Since late last year the Council has been receiving submissions from residents on CS9. At a Council Committee meeting earlier this year which discussed CS9, it would have been entirely possible for a summary of the consultation’s results to be presented. But no information was provided. Hammersmith & Fulham residents remain in the dark about the results of the local consultation, and how the responses break down by how close people live to the proposed route or by their preferred transport methods.  They are also in the dark as to why H&F Council has decided to “lobby the Mayor” to change the CS9 route. Those in favour of CS9 will be particularly keen to understand and debate the change of heart and to understand the policy rationale behind it.

Labour’s Manifesto says this: “… we are changing the way the council relates to and works with our residents. From the start, we said we would seek to do things with our residents, not to them, and gave residents greater powers to engage with the council.” The manifesto also says “We decided to make policy in public, too …”

As far as CS9 goes, these commitments are empty words.  The Council has long been able to share the consultation results with residents.  It has declined to do so.  As for making policy in public, I am sure all those in favour of CS9 and all those against CS9, are more than keen to participate in this process.  We need venues, dates, and information.

5 thoughts on “Have the opponents of CS9 won a quiet victory?

  1. The A4 is such dumb idea. The point of CS9 is obviously to boost cycling but those pro have always made the case that it would humanise CHR. Why not put the cars down the A4 and the bikes down CHR?!

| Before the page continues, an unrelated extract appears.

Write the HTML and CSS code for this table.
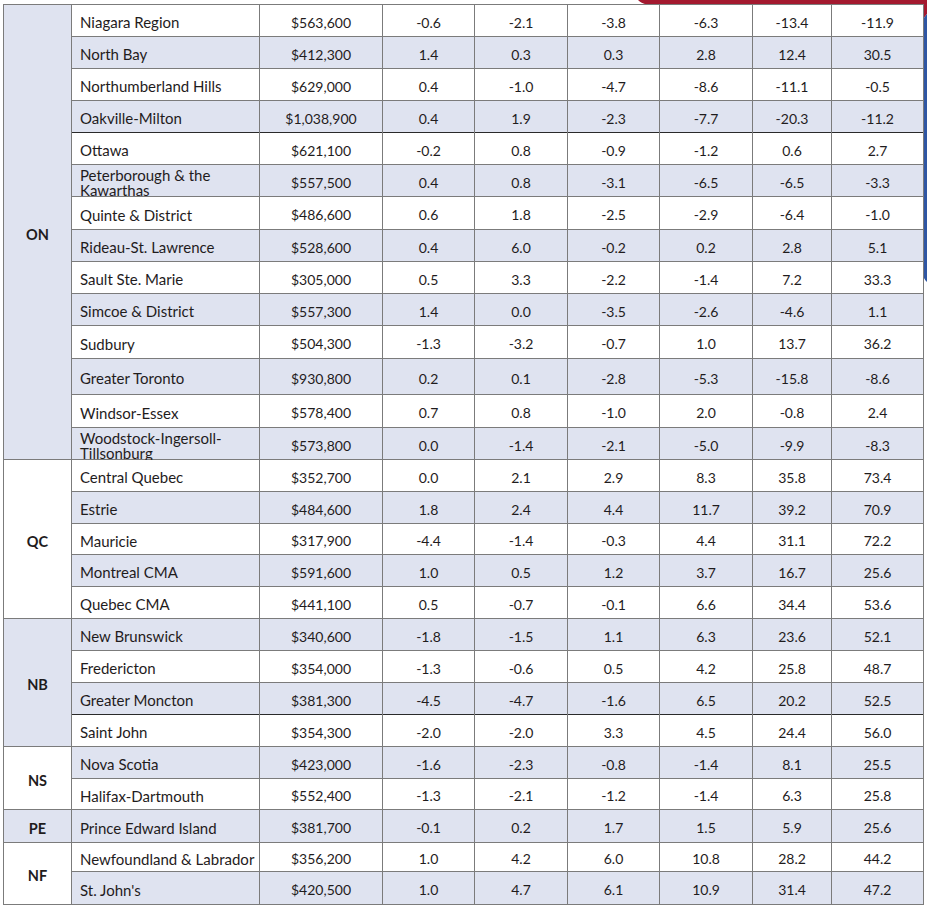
FILE: index.html
```html
<!DOCTYPE html>
<html lang="en">
<head>
<meta charset="utf-8">
<title>MLS Home Price Index by market</title>
<link rel="stylesheet" href="styles.css">
</head>
<body>
<div class="page">
  <svg class="deco" width="289" height="290" viewBox="0 0 289 290" aria-hidden="true">
    <path class="red" d="M0,0 H289 V14 L285,19 V6 H22 C12,6 4,4 0,0 Z"/>
    <path class="blue" d="M289,14 V282 C287,280 285,278 285,272 V19 Z"/>
  </svg>
  <div class="tbl">
    <div class="c prov alt span14">ON</div>
    <div class="row"><div class="c name">Niagara Region</div><div class="c">$563,600</div><div class="c">-0.6</div><div class="c">-2.1</div><div class="c">-3.8</div><div class="c">-6.3</div><div class="c">-13.4</div><div class="c">-11.9</div></div>
    <div class="row alt"><div class="c name">North Bay</div><div class="c">$412,300</div><div class="c">1.4</div><div class="c">0.3</div><div class="c">0.3</div><div class="c">2.8</div><div class="c">12.4</div><div class="c">30.5</div></div>
    <div class="row"><div class="c name">Northumberland Hills</div><div class="c">$629,000</div><div class="c">0.4</div><div class="c">-1.0</div><div class="c">-4.7</div><div class="c">-8.6</div><div class="c">-11.1</div><div class="c">-0.5</div></div>
    <div class="row alt"><div class="c name">Oakville-Milton</div><div class="c">$1,038,900</div><div class="c">0.4</div><div class="c">1.9</div><div class="c">-2.3</div><div class="c">-7.7</div><div class="c">-20.3</div><div class="c">-11.2</div></div>
    <div class="row dark"><div class="c name">Ottawa</div><div class="c">$621,100</div><div class="c">-0.2</div><div class="c">0.8</div><div class="c">-0.9</div><div class="c">-1.2</div><div class="c">0.6</div><div class="c">2.7</div></div>
    <div class="row alt"><div class="c name two">Peterborough &amp; the Kawarthas</div><div class="c">$557,500</div><div class="c">0.4</div><div class="c">0.8</div><div class="c">-3.1</div><div class="c">-6.5</div><div class="c">-6.5</div><div class="c">-3.3</div></div>
    <div class="row"><div class="c name">Quinte &amp; District</div><div class="c">$486,600</div><div class="c">0.6</div><div class="c">1.8</div><div class="c">-2.5</div><div class="c">-2.9</div><div class="c">-6.4</div><div class="c">-1.0</div></div>
    <div class="row alt"><div class="c name">Rideau-St. Lawrence</div><div class="c">$528,600</div><div class="c">0.4</div><div class="c">6.0</div><div class="c">-0.2</div><div class="c">0.2</div><div class="c">2.8</div><div class="c">5.1</div></div>
    <div class="row"><div class="c name">Sault Ste. Marie</div><div class="c">$305,000</div><div class="c">0.5</div><div class="c">3.3</div><div class="c">-2.2</div><div class="c">-1.4</div><div class="c">7.2</div><div class="c">33.3</div></div>
    <div class="row alt"><div class="c name">Simcoe &amp; District</div><div class="c">$557,300</div><div class="c">1.4</div><div class="c">0.0</div><div class="c">-3.5</div><div class="c">-2.6</div><div class="c">-4.6</div><div class="c">1.1</div></div>
    <div class="row"><div class="c name">Sudbury</div><div class="c">$504,300</div><div class="c">-1.3</div><div class="c">-3.2</div><div class="c">-0.7</div><div class="c">1.0</div><div class="c">13.7</div><div class="c">36.2</div></div>
    <div class="row alt"><div class="c name">Greater Toronto</div><div class="c">$930,800</div><div class="c">0.2</div><div class="c">0.1</div><div class="c">-2.8</div><div class="c">-5.3</div><div class="c">-15.8</div><div class="c">-8.6</div></div>
    <div class="row"><div class="c name">Windsor-Essex</div><div class="c">$578,400</div><div class="c">0.7</div><div class="c">0.8</div><div class="c">-1.0</div><div class="c">2.0</div><div class="c">-0.8</div><div class="c">2.4</div></div>
    <div class="row alt"><div class="c name two">Woodstock-Ingersoll-Tillsonburg</div><div class="c">$573,800</div><div class="c">0.0</div><div class="c">-1.4</div><div class="c">-2.1</div><div class="c">-5.0</div><div class="c">-9.9</div><div class="c">-8.3</div></div>

    <div class="c prov span5">QC</div>
    <div class="row"><div class="c name">Central Quebec</div><div class="c">$352,700</div><div class="c">0.0</div><div class="c">2.1</div><div class="c">2.9</div><div class="c">8.3</div><div class="c">35.8</div><div class="c">73.4</div></div>
    <div class="row alt"><div class="c name">Estrie</div><div class="c">$484,600</div><div class="c">1.8</div><div class="c">2.4</div><div class="c">4.4</div><div class="c">11.7</div><div class="c">39.2</div><div class="c">70.9</div></div>
    <div class="row"><div class="c name">Mauricie</div><div class="c">$317,900</div><div class="c">-4.4</div><div class="c">-1.4</div><div class="c">-0.3</div><div class="c">4.4</div><div class="c">31.1</div><div class="c">72.2</div></div>
    <div class="row alt"><div class="c name">Montreal CMA</div><div class="c">$591,600</div><div class="c">1.0</div><div class="c">0.5</div><div class="c">1.2</div><div class="c">3.7</div><div class="c">16.7</div><div class="c">25.6</div></div>
    <div class="row"><div class="c name">Quebec CMA</div><div class="c">$441,100</div><div class="c">0.5</div><div class="c">-0.7</div><div class="c">-0.1</div><div class="c">6.6</div><div class="c">34.4</div><div class="c">53.6</div></div>

    <div class="c prov alt span4">NB</div>
    <div class="row alt"><div class="c name">New Brunswick</div><div class="c">$340,600</div><div class="c">-1.8</div><div class="c">-1.5</div><div class="c">1.1</div><div class="c">6.3</div><div class="c">23.6</div><div class="c">52.1</div></div>
    <div class="row"><div class="c name">Fredericton</div><div class="c">$354,000</div><div class="c">-1.3</div><div class="c">-0.6</div><div class="c">0.5</div><div class="c">4.2</div><div class="c">25.8</div><div class="c">48.7</div></div>
    <div class="row alt"><div class="c name">Greater Moncton</div><div class="c">$381,300</div><div class="c">-4.5</div><div class="c">-4.7</div><div class="c">-1.6</div><div class="c">6.5</div><div class="c">20.2</div><div class="c">52.5</div></div>
    <div class="row dark"><div class="c name">Saint John</div><div class="c">$354,300</div><div class="c">-2.0</div><div class="c">-2.0</div><div class="c">3.3</div><div class="c">4.5</div><div class="c">24.4</div><div class="c">56.0</div></div>

    <div class="c prov span2">NS</div>
    <div class="row alt"><div class="c name">Nova Scotia</div><div class="c">$423,000</div><div class="c">-1.6</div><div class="c">-2.3</div><div class="c">-0.8</div><div class="c">-1.4</div><div class="c">8.1</div><div class="c">25.5</div></div>
    <div class="row"><div class="c name">Halifax-Dartmouth</div><div class="c">$552,400</div><div class="c">-1.3</div><div class="c">-2.1</div><div class="c">-1.2</div><div class="c">-1.4</div><div class="c">6.3</div><div class="c">25.8</div></div>

    <div class="c prov alt span1">PE</div>
    <div class="row alt"><div class="c name">Prince Edward Island</div><div class="c">$381,700</div><div class="c">-0.1</div><div class="c">0.2</div><div class="c">1.7</div><div class="c">1.5</div><div class="c">5.9</div><div class="c">25.6</div></div>

    <div class="c prov span2">NF</div>
    <div class="row"><div class="c name">Newfoundland &amp; Labrador</div><div class="c">$356,200</div><div class="c">1.0</div><div class="c">4.2</div><div class="c">6.0</div><div class="c">10.8</div><div class="c">28.2</div><div class="c">44.2</div></div>
    <div class="row alt"><div class="c name">St. John's</div><div class="c">$420,500</div><div class="c">1.0</div><div class="c">4.7</div><div class="c">6.1</div><div class="c">10.9</div><div class="c">31.4</div><div class="c">47.2</div></div>
  </div>
</div>
</body>
</html>
```

FILE: styles.css
```css
html {
  background: #ffffff;
}

body {
  margin: 0;
  font-family: Lato, "Liberation Sans", sans-serif;
  color: #1f1c1d;
}

.page {
  position: relative;
  padding: 4px 0 0 3px;
}

.deco {
  position: absolute;
  top: 0;
  left: 638px;
  z-index: -1;
}

.deco .red { fill: #a3192f; }
.deco .blue { fill: #2f56a3; }

.tbl {
  display: grid;
  width: max-content;
  grid-template-columns: 67px 187px 122px 91px 92px 91px 92px 78px 91px;
  grid-template-rows:
    31px 31px 31px 31px 31px 31px 32px 31px 31px 31px 32px 35px 32px 31px
    31px 31px 30px 31px 31px
    31px 31px 31px 31px
    31px 30px
    32px
    28px 32px;
  gap: 1px;
  padding: 1px;
  background: #7b7b7b;
}

.row {
  display: contents;
}

.c {
  box-sizing: border-box;
  display: flex;
  align-items: center;
  justify-content: center;
  padding-top: 3px;
  background: #ffffff;
  font-size: 14px;
  white-space: nowrap;
  overflow: visible;
}

.row.alt > .c,
.prov.alt {
  background: #dfe3f0;
}

.row.dark > .c {
  box-shadow: 0 -1px 0 #2a2a2a;
}

.c.name {
  justify-content: flex-start;
  padding-left: 8px;
  font-size: 15px;
}

.c.two {
  align-items: flex-start;
  white-space: normal;
  line-height: 15px;
  padding-top: 3px;
  padding-right: 6px;
}

.prov {
  grid-column: 1;
  font-weight: 700;
  font-size: 14.5px;
  padding-top: 4px;
}

.span14 { grid-row: span 14; }
.span5 { grid-row: span 5; }
.span4 { grid-row: span 4; }
.span2 { grid-row: span 2; }
.span1 { grid-row: span 1; }
```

  2. CHR is such a dumb idea – promoting cycling at the expense of pedestrians rather than at the expense of cars.

  3. Thinking outside the box here, but why not do something really bold like put the main traffic routes into and through Chiswick and Hammersmith into a tunnel? A ‘flyunder’ if you will.

    Then the existing roads would be much more peaceful and less polluting, and could easily be shared by different modes of transport, without the need for all the clunking infrastructure of CS9.